_YOUR GOAL_.
Print all of the lines exactly. Any picture among them stays out.

_STORED DATA_.

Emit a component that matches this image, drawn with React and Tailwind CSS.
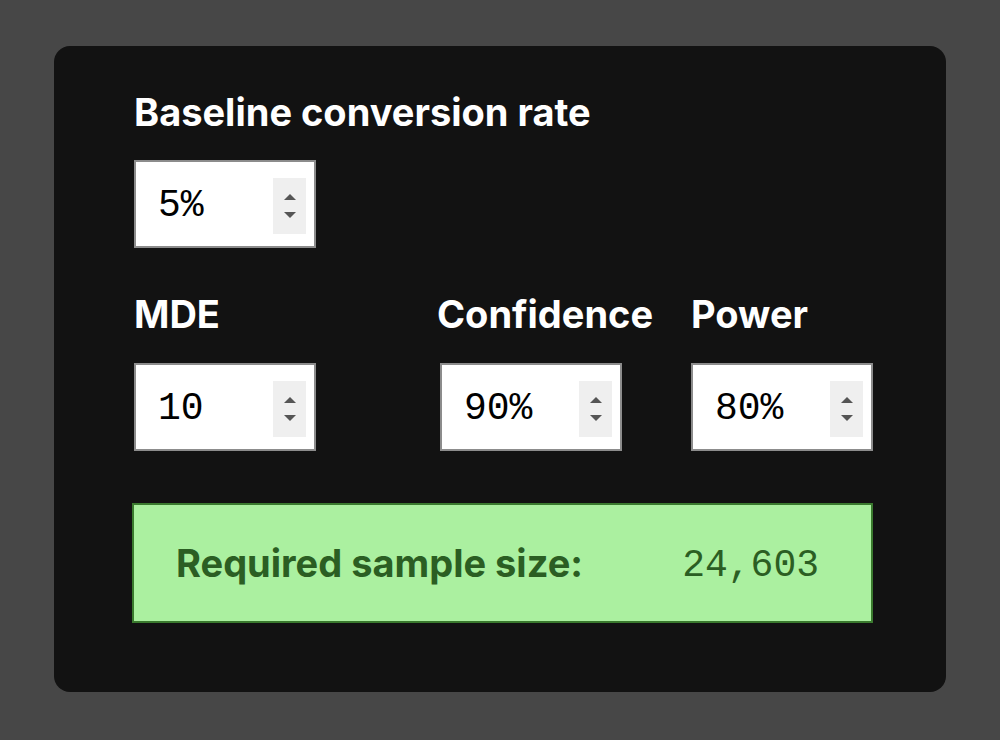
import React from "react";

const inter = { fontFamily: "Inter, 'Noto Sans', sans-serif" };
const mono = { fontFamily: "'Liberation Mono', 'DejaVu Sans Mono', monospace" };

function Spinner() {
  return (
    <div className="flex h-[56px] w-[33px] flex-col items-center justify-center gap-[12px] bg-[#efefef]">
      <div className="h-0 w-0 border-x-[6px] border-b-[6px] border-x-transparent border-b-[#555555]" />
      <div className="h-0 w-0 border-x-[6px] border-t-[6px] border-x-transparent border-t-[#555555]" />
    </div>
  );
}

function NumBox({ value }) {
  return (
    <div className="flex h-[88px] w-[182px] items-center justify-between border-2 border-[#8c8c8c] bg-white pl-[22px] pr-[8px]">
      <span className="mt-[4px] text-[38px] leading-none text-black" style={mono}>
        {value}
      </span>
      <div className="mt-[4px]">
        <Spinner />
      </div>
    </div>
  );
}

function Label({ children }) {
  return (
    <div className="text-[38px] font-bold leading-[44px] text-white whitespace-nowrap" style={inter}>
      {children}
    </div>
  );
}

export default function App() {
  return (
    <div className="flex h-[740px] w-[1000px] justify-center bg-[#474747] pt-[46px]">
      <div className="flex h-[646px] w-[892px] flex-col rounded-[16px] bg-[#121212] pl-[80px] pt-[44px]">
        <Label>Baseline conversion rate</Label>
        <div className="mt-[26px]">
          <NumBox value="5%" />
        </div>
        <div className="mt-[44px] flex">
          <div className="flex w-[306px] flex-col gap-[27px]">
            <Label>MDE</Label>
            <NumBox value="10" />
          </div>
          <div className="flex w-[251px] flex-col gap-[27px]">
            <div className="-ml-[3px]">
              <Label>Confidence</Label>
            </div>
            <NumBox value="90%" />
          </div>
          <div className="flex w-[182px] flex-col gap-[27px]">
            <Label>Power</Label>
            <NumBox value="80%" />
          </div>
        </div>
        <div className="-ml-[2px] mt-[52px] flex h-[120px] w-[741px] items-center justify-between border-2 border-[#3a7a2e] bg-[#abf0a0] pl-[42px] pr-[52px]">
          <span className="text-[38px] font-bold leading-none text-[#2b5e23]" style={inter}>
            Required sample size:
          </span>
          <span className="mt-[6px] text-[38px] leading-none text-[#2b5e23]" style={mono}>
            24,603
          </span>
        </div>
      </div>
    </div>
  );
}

_WORKED ANSWER_.
Emit a component that matches this image, drawn with React and Tailwind CSS.
import React from "react";

const inter = { fontFamily: "Inter, 'Noto Sans', sans-serif" };
const mono = { fontFamily: "'Liberation Mono', 'DejaVu Sans Mono', monospace" };

function Spinner() {
  return (
    <div className="flex h-[56px] w-[33px] flex-col items-center justify-center gap-[12px] bg-[#efefef]">
      <div className="h-0 w-0 border-x-[6px] border-b-[6px] border-x-transparent border-b-[#555555]" />
      <div className="h-0 w-0 border-x-[6px] border-t-[6px] border-x-transparent border-t-[#555555]" />
    </div>
  );
}

function NumBox({ value }) {
  return (
    <div className="flex h-[88px] w-[182px] items-center justify-between border-2 border-[#8c8c8c] bg-white pl-[22px] pr-[8px]">
      <span className="mt-[4px] text-[38px] leading-none text-black" style={mono}>
        {value}
      </span>
      <div className="mt-[4px]">
        <Spinner />
      </div>
    </div>
  );
}

function Label({ children }) {
  return (
    <div className="text-[38px] font-bold leading-[44px] text-white whitespace-nowrap" style={inter}>
      {children}
    </div>
  );
}

export default function App() {
  return (
    <div className="flex h-[740px] w-[1000px] justify-center bg-[#474747] pt-[46px]">
      <div className="flex h-[646px] w-[892px] flex-col rounded-[16px] bg-[#121212] pl-[80px] pt-[44px]">
        <Label>Baseline conversion rate</Label>
        <div className="mt-[26px]">
          <NumBox value="5%" />
        </div>
        <div className="mt-[44px] flex">
          <div className="flex w-[306px] flex-col gap-[27px]">
            <Label>MDE</Label>
            <NumBox value="10" />
          </div>
          <div className="flex w-[251px] flex-col gap-[27px]">
            <div className="-ml-[3px]">
              <Label>Confidence</Label>
            </div>
            <NumBox value="90%" />
          </div>
          <div className="flex w-[182px] flex-col gap-[27px]">
            <Label>Power</Label>
            <NumBox value="80%" />
          </div>
        </div>
        <div className="-ml-[2px] mt-[52px] flex h-[120px] w-[741px] items-center justify-between border-2 border-[#3a7a2e] bg-[#abf0a0] pl-[42px] pr-[52px]">
          <span className="text-[38px] font-bold leading-none text-[#2b5e23]" style={inter}>
            Required sample size:
          </span>
          <span className="mt-[6px] text-[38px] leading-none text-[#2b5e23]" style={mono}>
            24,603
          </span>
        </div>
      </div>
    </div>
  );
}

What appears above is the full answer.